[Data records]
========================================

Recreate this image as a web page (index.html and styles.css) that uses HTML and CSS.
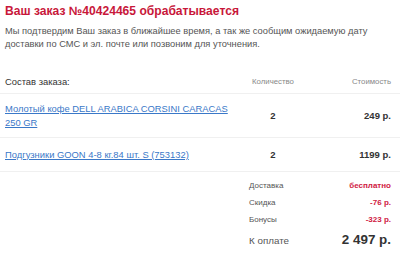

========================================

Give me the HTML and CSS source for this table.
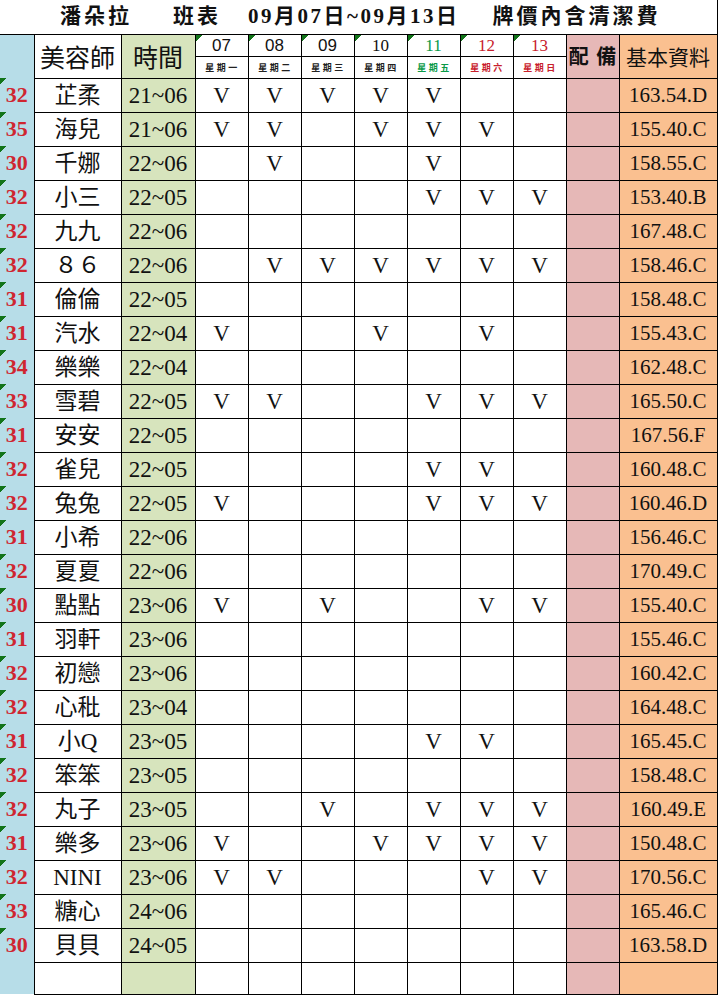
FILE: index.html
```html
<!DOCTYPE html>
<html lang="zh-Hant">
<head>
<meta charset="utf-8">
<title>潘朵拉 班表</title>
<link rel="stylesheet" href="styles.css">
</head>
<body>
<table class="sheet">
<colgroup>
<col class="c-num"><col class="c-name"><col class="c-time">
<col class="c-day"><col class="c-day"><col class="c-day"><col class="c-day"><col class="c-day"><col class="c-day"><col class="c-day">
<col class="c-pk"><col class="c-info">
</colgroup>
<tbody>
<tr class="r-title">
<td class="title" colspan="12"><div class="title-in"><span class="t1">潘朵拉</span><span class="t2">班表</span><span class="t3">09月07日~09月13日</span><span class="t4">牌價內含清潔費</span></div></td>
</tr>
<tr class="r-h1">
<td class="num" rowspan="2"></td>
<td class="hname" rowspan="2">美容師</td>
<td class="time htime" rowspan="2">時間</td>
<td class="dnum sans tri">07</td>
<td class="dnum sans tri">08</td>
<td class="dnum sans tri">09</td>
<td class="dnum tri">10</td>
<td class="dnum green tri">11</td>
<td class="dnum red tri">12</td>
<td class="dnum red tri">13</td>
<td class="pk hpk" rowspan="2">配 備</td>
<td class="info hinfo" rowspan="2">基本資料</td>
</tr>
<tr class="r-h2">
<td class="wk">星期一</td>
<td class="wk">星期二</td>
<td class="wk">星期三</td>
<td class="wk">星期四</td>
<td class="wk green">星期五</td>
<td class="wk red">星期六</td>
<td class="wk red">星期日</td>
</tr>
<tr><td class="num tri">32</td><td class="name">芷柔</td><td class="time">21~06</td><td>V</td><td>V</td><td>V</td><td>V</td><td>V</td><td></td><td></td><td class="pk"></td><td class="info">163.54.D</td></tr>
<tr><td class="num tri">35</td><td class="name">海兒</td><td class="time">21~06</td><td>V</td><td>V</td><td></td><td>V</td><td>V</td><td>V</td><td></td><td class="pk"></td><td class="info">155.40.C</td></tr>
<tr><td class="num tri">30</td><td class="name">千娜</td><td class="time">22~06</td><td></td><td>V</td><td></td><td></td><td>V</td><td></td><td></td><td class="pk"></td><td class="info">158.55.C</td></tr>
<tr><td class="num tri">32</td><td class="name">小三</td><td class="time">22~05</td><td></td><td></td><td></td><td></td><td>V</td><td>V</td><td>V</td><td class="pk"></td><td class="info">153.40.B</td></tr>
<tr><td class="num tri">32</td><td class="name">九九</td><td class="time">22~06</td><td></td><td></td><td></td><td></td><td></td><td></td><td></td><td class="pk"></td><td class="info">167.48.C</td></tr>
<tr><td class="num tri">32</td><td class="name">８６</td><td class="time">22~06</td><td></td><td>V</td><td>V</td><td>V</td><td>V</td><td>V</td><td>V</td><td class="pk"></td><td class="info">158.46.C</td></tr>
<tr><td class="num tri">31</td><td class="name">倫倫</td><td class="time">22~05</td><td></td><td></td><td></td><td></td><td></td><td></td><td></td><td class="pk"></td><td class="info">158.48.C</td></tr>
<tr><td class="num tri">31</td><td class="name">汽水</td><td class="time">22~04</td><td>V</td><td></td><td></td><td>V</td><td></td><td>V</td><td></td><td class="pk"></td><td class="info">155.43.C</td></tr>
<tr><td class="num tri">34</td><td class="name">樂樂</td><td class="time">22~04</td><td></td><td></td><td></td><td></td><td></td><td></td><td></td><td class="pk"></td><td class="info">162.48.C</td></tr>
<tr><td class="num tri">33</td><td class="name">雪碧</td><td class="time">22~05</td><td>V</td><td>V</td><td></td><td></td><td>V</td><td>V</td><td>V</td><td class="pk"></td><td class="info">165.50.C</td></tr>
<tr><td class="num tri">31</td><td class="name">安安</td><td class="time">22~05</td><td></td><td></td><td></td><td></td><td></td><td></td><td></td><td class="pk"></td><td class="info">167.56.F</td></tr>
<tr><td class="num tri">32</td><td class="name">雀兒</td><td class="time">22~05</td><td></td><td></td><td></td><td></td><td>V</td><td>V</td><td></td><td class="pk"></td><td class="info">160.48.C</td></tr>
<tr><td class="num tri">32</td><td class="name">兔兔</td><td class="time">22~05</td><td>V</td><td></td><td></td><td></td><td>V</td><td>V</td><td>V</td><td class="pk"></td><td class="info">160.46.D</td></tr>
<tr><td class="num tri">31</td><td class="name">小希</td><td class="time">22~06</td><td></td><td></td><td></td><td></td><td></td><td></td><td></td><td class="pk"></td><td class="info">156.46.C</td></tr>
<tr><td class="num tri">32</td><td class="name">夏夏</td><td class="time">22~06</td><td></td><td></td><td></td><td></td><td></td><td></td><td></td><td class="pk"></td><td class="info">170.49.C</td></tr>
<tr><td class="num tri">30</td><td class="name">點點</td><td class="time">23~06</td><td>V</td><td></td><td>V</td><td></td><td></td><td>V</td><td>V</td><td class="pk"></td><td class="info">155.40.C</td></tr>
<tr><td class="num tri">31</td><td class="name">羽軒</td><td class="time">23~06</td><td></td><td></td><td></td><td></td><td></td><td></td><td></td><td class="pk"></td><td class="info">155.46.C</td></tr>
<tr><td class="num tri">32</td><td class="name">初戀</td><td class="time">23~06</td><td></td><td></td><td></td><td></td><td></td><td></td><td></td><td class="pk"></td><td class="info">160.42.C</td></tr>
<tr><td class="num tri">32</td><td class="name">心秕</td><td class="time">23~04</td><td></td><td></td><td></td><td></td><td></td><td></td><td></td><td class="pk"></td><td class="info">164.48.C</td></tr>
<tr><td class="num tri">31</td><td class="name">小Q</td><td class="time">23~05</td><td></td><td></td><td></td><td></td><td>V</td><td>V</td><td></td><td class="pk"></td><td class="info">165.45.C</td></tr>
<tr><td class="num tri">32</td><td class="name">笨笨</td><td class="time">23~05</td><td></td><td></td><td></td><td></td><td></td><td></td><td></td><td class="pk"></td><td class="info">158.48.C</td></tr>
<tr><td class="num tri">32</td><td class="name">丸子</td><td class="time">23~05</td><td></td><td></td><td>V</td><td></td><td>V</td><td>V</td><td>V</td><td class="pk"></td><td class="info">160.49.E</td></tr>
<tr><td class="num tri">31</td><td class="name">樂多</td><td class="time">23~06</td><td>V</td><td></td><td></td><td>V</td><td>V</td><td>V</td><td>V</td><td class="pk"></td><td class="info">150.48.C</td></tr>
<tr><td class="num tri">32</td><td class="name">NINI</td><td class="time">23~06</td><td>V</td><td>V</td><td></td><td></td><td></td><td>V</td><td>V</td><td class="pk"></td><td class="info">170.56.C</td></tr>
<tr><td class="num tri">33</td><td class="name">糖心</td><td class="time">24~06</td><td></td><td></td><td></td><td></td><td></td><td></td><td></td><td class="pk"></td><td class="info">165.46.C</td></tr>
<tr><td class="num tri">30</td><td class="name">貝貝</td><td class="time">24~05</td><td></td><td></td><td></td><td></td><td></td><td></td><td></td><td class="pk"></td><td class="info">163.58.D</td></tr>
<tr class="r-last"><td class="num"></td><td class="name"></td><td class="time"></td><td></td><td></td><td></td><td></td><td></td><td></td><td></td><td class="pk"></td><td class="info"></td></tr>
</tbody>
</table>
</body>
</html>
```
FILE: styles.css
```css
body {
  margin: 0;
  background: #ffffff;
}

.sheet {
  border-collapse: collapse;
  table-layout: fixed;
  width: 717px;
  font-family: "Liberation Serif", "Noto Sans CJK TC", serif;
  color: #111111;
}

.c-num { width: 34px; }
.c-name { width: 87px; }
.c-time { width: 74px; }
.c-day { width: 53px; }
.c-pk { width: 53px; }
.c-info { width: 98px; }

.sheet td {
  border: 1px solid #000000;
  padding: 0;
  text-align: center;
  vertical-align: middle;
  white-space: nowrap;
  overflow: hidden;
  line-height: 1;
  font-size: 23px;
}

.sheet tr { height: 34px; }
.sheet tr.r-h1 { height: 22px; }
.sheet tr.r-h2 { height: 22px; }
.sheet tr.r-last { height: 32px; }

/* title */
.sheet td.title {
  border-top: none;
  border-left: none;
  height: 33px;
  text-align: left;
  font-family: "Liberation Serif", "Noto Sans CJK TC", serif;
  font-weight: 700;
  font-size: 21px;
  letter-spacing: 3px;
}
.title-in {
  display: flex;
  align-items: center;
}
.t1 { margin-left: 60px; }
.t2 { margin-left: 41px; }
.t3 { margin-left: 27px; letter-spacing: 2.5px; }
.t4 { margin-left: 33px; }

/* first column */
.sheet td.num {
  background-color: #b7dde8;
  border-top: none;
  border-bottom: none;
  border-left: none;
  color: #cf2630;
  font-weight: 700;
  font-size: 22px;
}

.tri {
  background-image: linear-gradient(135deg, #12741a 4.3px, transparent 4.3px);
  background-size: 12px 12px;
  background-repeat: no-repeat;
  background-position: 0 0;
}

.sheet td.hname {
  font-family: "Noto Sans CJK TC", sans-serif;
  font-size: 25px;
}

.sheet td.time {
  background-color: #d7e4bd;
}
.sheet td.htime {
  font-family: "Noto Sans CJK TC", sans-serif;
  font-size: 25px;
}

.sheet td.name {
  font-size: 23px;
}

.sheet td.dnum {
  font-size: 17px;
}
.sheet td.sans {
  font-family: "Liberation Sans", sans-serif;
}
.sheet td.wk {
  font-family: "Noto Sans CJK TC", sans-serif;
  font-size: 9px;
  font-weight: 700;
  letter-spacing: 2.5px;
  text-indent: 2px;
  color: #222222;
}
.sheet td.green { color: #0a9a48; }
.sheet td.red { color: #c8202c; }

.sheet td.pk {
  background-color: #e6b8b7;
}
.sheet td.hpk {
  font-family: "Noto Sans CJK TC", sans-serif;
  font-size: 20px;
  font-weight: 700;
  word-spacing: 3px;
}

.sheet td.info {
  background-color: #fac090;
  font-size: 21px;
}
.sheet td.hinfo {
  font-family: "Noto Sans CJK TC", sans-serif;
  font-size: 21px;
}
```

========================================

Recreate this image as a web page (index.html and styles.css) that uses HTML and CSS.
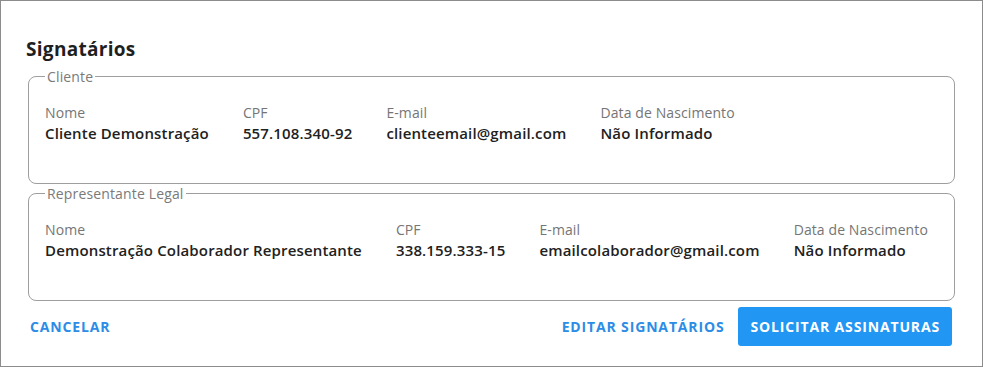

========================================

[Your goal]
Where a line contains "styles", copy that line.

[Result]
Recreate this image as a web page (index.html and styles.css) that uses HTML and CSS.
<link rel="stylesheet" href="styles.css">
FILE: styles.css
Recreate this image as a web page (index.html and styles.css) that uses HTML and CSS.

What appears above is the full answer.